This lesson covers the H446 strands of thinking ahead. You will learn to identify the inputs and outputs of a problem, to state pre-conditions (what must be true before a process runs) and post-conditions (what must be true after it has run), to use caching and prefetching to avoid repeating expensive work, and to plan for reusable components and program modules so that effort spent once pays off many times. The thread tying all of these together is anticipation: every one of them is about foreseeing a need and preparing for it rather than reacting after the fact.
This lesson addresses H446 section 2.1.2 — Thinking Ahead. The specification expects you to:
These ideas connect directly to memoisation in algorithms (2.3), CPU/web caching in the systems modules, and the modular subroutine design you study in Thinking Procedurally (2.1.3) and the programming module (2.2.1).
The first act of thinking ahead is to draw the boundary of the problem: what data flows in, what data must flow out, and what processing connects them? This is the Input–Process–Output (IPO) model, and getting it right pins down the whole task.
| Concept | Definition | Example (sorting problem) |
|---|---|---|
| Inputs | The data the system receives | An unsorted list of integers |
| Outputs | The data the system must produce | The same integers in ascending order |
| Processing | The transformation from inputs to outputs | A sorting algorithm such as merge sort |
Identifying inputs and outputs first pays off in four ways. It fixes the scope (you know exactly what you are and are not solving); it tells you what data you must acquire or be given; it defines what the user expects to see; and — crucially for the next strands — it hands you your test cases, because once you know the legal inputs and the required outputs you can write down what should happen before you write any code.
# Pin down I/O before designing the algorithm.
# Problem: report the highest mark in a class.
# INPUT : a non-empty list of integer marks, each 0..100
# OUTPUT : a single integer — the largest mark in the list
# PROCESS: scan the list, tracking the maximum seen so far
def highest_mark(marks):
best = marks[0]
for m in marks[1:]:
if m > best:
best = m
return best
Notice how the comment block is written before the body. The precision matters: an exam answer that says the input is "the data" earns little, whereas "a non-empty list of integer marks, each in the range 0 to 100" earns the mark and immediately exposes an edge case (what if the list is empty?) that thinking ahead has surfaced before a single bug could occur.

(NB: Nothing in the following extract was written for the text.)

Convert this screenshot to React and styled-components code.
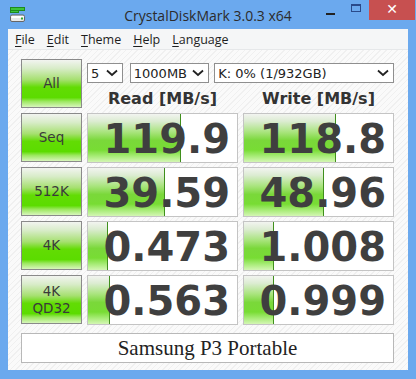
import React from "react";
import styled, { createGlobalStyle } from "styled-components";

const GlobalStyle = createGlobalStyle`
	html, body {
		margin: 0;
		padding: 0;
		background: #6ba9ee;
	}
	body {
		font-family: "DejaVu Sans", "Liberation Sans", sans-serif;
	}
`;

const Frame = styled.div`
	width: 416px;
	height: 379px;
	background: #6ba9ee;
	display: flex;
	flex-direction: column;
	box-sizing: border-box;
	padding: 0 8px 9px 8px;
`;

const TitleBar = styled.div`
	height: 30px;
	display: flex;
	align-items: flex-start;
`;

const TitleIcon = styled.div`
	width: 26px;
	padding: 7px 0 0 2px;
`;

const TitleText = styled.div`
	flex: 1;
	text-align: center;
	font-family: "Open Sans", "Liberation Sans", sans-serif;
	font-size: 14px;
	color: #2b2b2b;
	padding-top: 6px;
	padding-left: 63px;
`;

const Controls = styled.div`
	display: flex;
	align-items: flex-start;
	margin-right: -7px;
`;

const CtrlBtn = styled.div`
	width: ${(p) => p.$w}px;
	height: 20px;
	display: flex;
	align-items: center;
	justify-content: center;
	background: ${(p) => p.$bg || "transparent"};
`;

const MinGlyph = styled.div`
	width: 9px;
	height: 2px;
	background: #222;
	margin-top: 7px;
`;

const MaxGlyph = styled.div`
	width: 8px;
	height: 5px;
	border: 1px solid #2a4a8a;
	border-top-width: 2px;
	margin-bottom: 4px;
`;

const CloseGlyph = styled.div`
	color: #fff;
	font-family: "DejaVu Sans", sans-serif;
	font-weight: bold;
	font-size: 14px;
	line-height: 1;
	margin-top: -2px;
`;

const MenuBar = styled.div`
	height: 20px;
	background: #f5f6f7;
	display: flex;
	align-items: center;
	gap: 12px;
	padding-left: 7px;
	border-bottom: 1px solid #e6e8ea;
	font-family: "Open Sans", "Liberation Sans", sans-serif;
	font-size: 12.5px;
	color: #1e1e1e;
`;

const MenuItem = styled.span`
	& u {
		text-decoration: underline;
		text-underline-offset: 2px;
	}
`;

const Client = styled.div`
	flex: 1;
	background-color: #fafafa;
	background-image: repeating-linear-gradient(
		135deg,
		#fafafa 0px,
		#fafafa 3px,
		#f0f0f0 3px,
		#f0f0f0 4px
	);
	padding: 9px 14px 7px 13px;
	display: flex;
	flex-direction: column;
	gap: 8px;
`;

const Grid = styled.div`
	display: grid;
	grid-template-columns: 61px 151px 151px;
	grid-auto-rows: 50px;
	column-gap: 5px;
	row-gap: 4px;
`;

const TestButton = styled.div`
	box-sizing: border-box;
	height: 49px;
	border: 1px solid #8a8a8a;
	background: linear-gradient(
		to bottom,
		#f2f4f0 0%,
		#d8ecc8 18%,
		#a6e070 42%,
		#62dc04 58%,
		#5cdc00 80%,
		#9ce860 88%,
		#d8f6bc 100%
	);
	display: flex;
	flex-direction: column;
	align-items: center;
	justify-content: center;
	font-family: "DejaVu Sans", sans-serif;
	font-size: 13.5px;
	line-height: 17px;
	color: #3a3a3a;
`;

const TopCell = styled.div`
	grid-column: 2 / 4;
	display: flex;
	flex-direction: column;
	padding-top: 4px;
`;

const SelectRow = styled.div`
	display: flex;
	gap: 7px;
`;

const Select = styled.div`
	box-sizing: border-box;
	width: ${(p) => p.$w}px;
	margin-left: ${(p) => p.$shift || 0}px;
	height: 20px;
	background: #fff;
	border: 1px solid #8f8f8f;
	display: flex;
	align-items: center;
	justify-content: space-between;
	padding: 0 4px 0 3px;
	font-family: "DejaVu Sans", sans-serif;
	font-size: 13px;
	color: #222;
`;

const Headers = styled.div`
	display: grid;
	grid-template-columns: 151px 151px;
	column-gap: 5px;
	margin-top: 6px;
`;

const Header = styled.div`
	text-align: center;
	font-family: "DejaVu Sans", sans-serif;
	font-weight: bold;
	font-size: 16px;
	color: #333;
`;

const ValueBox = styled.div`
	position: relative;
	box-sizing: border-box;
	border: 1px solid #c4c4c4;
	background: #fff;
	overflow: hidden;
	display: flex;
	align-items: center;
	justify-content: flex-end;
	padding-right: 7px;
`;

const Bar = styled.div`
	position: absolute;
	left: 0;
	top: 0;
	bottom: 0;
	background: linear-gradient(
		to bottom,
		#f2f4f0 0%,
		#dcecd2 15%,
		#a8e47c 38%,
		#7ad83a 55%,
		#78dc34 75%,
		#a8ec78 88%,
		#d4f6b4 100%
	);
	border-right: 1px solid #3f8f1c;
`;

const Value = styled.span`
	position: relative;
	font-family: "DejaVu Sans", sans-serif;
	font-weight: bold;
	font-size: 40px;
	color: #3f3f3f;
	line-height: 1;
	margin-top: 2px;
`;

const Comment = styled.div`
	box-sizing: border-box;
	height: 30px;
	width: 373px;
	background: #fff;
	border: 1px solid #b8b8b8;
	display: flex;
	align-items: center;
	justify-content: center;
	font-family: "Liberation Serif", serif;
	font-size: 21px;
	color: #222;
`;

const Chevron = () => (
	<svg width="12" height="8" viewBox="0 0 12 8">
		<path d="M1 1.5 L6 6 L11 1.5" fill="none" stroke="#222" strokeWidth="1.8" />
	</svg>
);

const DriveIcon = () => (
	<svg width="16" height="16" viewBox="0 0 16 16">
		<rect x="0.5" y="0.5" width="14" height="3" fill="#3cc43c" stroke="#1e8a1e" />
		<rect x="0.5" y="3.5" width="8" height="2" fill="#3cc43c" stroke="#1e8a1e" />
		<rect x="0.5" y="8" width="14" height="6.5" rx="1.5" fill="#e8e8e8" stroke="#666" />
		<rect x="1.5" y="9" width="12" height="2" fill="#fff" />
		<rect x="11" y="10.5" width="2" height="2" fill="#2eaa2e" />
	</svg>
);

const rows = [
	{ label: ["Seq"], read: "119.9", rw: 92, write: "118.8", ww: 91 },
	{ label: ["512K"], read: "39.59", rw: 76, write: "48.96", ww: 79 },
	{ label: ["4K"], read: "0.473", rw: 19, write: "1.008", ww: 29 },
	{ label: ["4K", "QD32"], read: "0.563", rw: 21, write: "0.999", ww: 29 },
];

const menus = ["File", "Edit", "Theme", "Help", "Language"];

export default function App() {
	return (
		<>
			<GlobalStyle />
			<Frame>
				<TitleBar>
					<TitleIcon>
						<DriveIcon />
					</TitleIcon>
					<TitleText>CrystalDiskMark 3.0.3 x64</TitleText>
					<Controls>
						<CtrlBtn $w={26}>
							<MinGlyph />
						</CtrlBtn>
						<CtrlBtn $w={26}>
							<MaxGlyph />
						</CtrlBtn>
						<CtrlBtn $w={46} $bg="#c75050">
							<CloseGlyph>✕</CloseGlyph>
						</CtrlBtn>
					</Controls>
				</TitleBar>
				<MenuBar>
					{menus.map((m) => (
						<MenuItem key={m}>
							<u>{m[0]}</u>
							{m.slice(1)}
						</MenuItem>
					))}
				</MenuBar>
				<Client>
					<Grid>
						<TestButton>All</TestButton>
						<TopCell>
							<SelectRow>
								<Select $w={36}>
									5<Chevron />
								</Select>
								<Select $w={80}>
									1000MB<Chevron />
								</Select>
								<Select $w={181} $shift={-2}>
									K: 0% (1/932GB)<Chevron />
								</Select>
							</SelectRow>
							<Headers>
								<Header>Read [MB/s]</Header>
								<Header>Write [MB/s]</Header>
							</Headers>
						</TopCell>
						{rows.map((r) => (
							<React.Fragment key={r.label.join("")}>
								<TestButton>
									{r.label.map((l) => (
										<span key={l}>{l}</span>
									))}
								</TestButton>
								<ValueBox>
									<Bar style={{ width: r.rw }} />
									<Value>{r.read}</Value>
								</ValueBox>
								<ValueBox>
									<Bar style={{ width: r.ww }} />
									<Value>{r.write}</Value>
								</ValueBox>
							</React.Fragment>
						))}
					</Grid>
					<Comment>Samsung P3 Portable</Comment>
				</Client>
			</Frame>
		</>
	);
}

Identifying inputs precisely also forces you to confront the boundary and exceptional cases up front — and those are exactly where untested programs fail. For the "highest mark" problem, thinking ahead about the input set raises a checklist of questions before any code runs: What if the list is empty? (the marks[0] access would crash, so either it is a documented pre-condition that the list is non-empty, or the routine must handle the empty case.) What if a value is outside 0–100? (Is that the caller's problem, or should this routine validate?) What if there are ties for the highest mark? (The specification — "the largest mark" — is unaffected, but it is worth confirming.) A developer who lists these questions during planning writes a robust routine; one who does not discovers each case the hard way, as a runtime error in front of a user. This is the entire value proposition of thinking ahead: cheap questions now in place of expensive failures later.
A pre-condition is something that must be true before a function, algorithm or system runs, in order for it to work correctly. Pre-conditions are the assumptions a piece of code is allowed to make about its inputs and environment.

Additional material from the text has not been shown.